Yesterday's market reversal was carrying the same cautious tone
into today's early session, but we did see some investor interest
following the release of recent Federal Reserve minutes, which
hinted at the possibility of further monetary easing. This
certainly helps fuel a resurgence in the price of gold and other
commodities. The net result is likely more continued bad news for
savers who are not putting money to work.
Earnings results did push the averages, with results from Dell (
DELL
), Analog Devices (
ADI
), and Eaton Vance (
EV
) pushing the needle lower, while solid numbers boosted companies
like William Sonoma (
WSM
) and American Eagle Outfitters (
AEO
). Aside from those story names, the selling we saw in the tape
moved across various sectors. Some of the well-known names moving
lower included Vornado Realty Trust (
VNO
), Caterpillar (
CAT
), and Northrop Grumman (
NOC
).
Unemployment Rises in 44 States - and the Real Estate/Stock
Market Reality Check
Government data released this past Friday showed jobless rates
rose in 44 states during the month of July, as opposed to 27 states
for the month of June. When I read definitive data like this, it
certainly gives me pause to join the chorus of rebounding real
estate sales and improving job hiring sentiment.

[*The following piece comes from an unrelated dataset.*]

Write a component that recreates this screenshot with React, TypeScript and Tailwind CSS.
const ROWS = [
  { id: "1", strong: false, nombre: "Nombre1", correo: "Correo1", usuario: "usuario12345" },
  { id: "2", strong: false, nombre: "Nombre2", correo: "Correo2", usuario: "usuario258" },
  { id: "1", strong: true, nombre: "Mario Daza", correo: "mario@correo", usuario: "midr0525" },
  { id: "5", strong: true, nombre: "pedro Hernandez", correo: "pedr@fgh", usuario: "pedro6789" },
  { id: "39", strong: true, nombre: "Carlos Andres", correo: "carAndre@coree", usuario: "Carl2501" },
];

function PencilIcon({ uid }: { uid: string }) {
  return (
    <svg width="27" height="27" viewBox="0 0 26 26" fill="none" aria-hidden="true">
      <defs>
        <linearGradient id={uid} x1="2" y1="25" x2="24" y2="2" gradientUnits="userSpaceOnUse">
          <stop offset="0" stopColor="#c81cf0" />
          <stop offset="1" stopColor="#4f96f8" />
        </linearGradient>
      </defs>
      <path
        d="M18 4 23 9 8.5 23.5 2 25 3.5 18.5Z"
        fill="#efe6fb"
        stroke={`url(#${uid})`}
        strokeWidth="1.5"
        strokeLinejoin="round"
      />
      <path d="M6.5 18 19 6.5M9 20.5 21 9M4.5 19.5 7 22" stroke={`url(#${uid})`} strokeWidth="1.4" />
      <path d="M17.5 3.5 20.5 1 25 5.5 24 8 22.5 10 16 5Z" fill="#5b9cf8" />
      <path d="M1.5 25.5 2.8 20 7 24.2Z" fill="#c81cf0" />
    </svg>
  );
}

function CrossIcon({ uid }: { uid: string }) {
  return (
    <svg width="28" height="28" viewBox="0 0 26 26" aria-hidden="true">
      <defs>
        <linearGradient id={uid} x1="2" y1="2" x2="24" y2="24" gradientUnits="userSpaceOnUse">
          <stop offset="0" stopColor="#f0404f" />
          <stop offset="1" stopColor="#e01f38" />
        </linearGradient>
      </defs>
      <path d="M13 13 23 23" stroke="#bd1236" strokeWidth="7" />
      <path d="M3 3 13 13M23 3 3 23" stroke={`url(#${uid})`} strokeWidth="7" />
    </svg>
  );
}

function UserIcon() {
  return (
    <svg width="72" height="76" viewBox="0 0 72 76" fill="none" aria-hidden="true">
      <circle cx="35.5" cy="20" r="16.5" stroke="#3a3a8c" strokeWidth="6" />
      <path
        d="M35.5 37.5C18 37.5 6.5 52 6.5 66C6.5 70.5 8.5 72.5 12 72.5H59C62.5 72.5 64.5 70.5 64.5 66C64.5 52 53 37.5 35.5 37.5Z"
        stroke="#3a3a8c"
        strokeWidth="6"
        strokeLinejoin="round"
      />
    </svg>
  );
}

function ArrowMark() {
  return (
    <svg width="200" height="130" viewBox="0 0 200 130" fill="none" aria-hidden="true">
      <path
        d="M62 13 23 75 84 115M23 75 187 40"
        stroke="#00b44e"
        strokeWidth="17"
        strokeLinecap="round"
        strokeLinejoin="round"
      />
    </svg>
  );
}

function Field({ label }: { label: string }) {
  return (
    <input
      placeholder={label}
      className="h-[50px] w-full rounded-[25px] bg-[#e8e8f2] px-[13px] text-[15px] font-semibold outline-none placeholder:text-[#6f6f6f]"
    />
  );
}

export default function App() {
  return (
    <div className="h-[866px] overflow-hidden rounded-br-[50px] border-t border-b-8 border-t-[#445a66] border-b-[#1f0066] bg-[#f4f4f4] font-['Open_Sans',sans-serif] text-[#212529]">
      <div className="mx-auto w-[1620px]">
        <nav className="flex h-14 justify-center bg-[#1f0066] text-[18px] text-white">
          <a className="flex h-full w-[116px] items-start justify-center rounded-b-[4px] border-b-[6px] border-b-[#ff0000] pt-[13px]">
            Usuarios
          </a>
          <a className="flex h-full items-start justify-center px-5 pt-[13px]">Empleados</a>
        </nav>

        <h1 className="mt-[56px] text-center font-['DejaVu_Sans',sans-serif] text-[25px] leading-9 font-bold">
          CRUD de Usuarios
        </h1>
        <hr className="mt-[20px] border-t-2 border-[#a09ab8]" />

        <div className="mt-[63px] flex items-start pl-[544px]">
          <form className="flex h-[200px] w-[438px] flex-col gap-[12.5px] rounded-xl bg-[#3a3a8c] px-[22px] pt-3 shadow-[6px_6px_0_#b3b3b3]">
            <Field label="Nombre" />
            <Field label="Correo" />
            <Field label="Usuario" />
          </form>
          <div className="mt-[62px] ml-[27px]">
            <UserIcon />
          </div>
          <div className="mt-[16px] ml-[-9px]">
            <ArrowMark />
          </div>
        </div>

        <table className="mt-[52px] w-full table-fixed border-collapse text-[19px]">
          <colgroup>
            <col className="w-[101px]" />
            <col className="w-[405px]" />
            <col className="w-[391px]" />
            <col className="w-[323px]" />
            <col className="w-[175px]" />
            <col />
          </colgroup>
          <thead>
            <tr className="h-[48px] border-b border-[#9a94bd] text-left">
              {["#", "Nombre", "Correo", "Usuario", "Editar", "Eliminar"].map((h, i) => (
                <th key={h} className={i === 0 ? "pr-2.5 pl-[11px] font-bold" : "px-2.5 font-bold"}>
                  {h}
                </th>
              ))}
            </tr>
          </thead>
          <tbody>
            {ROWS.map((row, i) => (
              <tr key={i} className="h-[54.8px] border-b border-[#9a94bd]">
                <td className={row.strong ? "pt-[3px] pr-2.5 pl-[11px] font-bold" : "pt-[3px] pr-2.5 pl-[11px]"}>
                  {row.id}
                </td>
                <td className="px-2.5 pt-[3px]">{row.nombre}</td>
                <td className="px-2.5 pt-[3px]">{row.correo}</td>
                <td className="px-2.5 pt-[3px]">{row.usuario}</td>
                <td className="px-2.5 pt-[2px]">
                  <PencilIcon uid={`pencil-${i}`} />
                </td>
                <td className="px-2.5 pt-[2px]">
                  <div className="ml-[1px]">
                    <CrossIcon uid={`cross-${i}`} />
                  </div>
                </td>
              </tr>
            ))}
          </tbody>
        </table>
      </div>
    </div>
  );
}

So why do we see so many calls for a real estate recovery that
seems non-existent? Well, we all know the real estate industry has
been a big source of economic spending (advertising) as well as a
real battleground for political lobbyists. Just a few days ago,
news the Republican Party was willing to add the mortgage interest
deduction back on their platform showed just how influential
builders and realtors are in getting voters aware of potential tax
implications headed their way. It also shows how much weight they
still pull in Washington.
Unfortunately for stock investors, Wall Street doesn't have the
same standing these days when it comes to influencing politicians
to lower taxes. If either party shows an inclination to side with
Wall Street, let's say keeping capital gains rates at current
levels, they could be asking for a tough campaign. Politicians tend
to buckle quickly if they know their campaign stance is not of the
popular vote. Of course, we all know politicians aren't exactly
honest in their campaign promises, so any proposed tax hikes or
cuts could fall quickly by the wayside once the elections end.
I'm certainly no shill for Wall Street, but when you look deeper
at how poorly assets have performed for many (real estate vs.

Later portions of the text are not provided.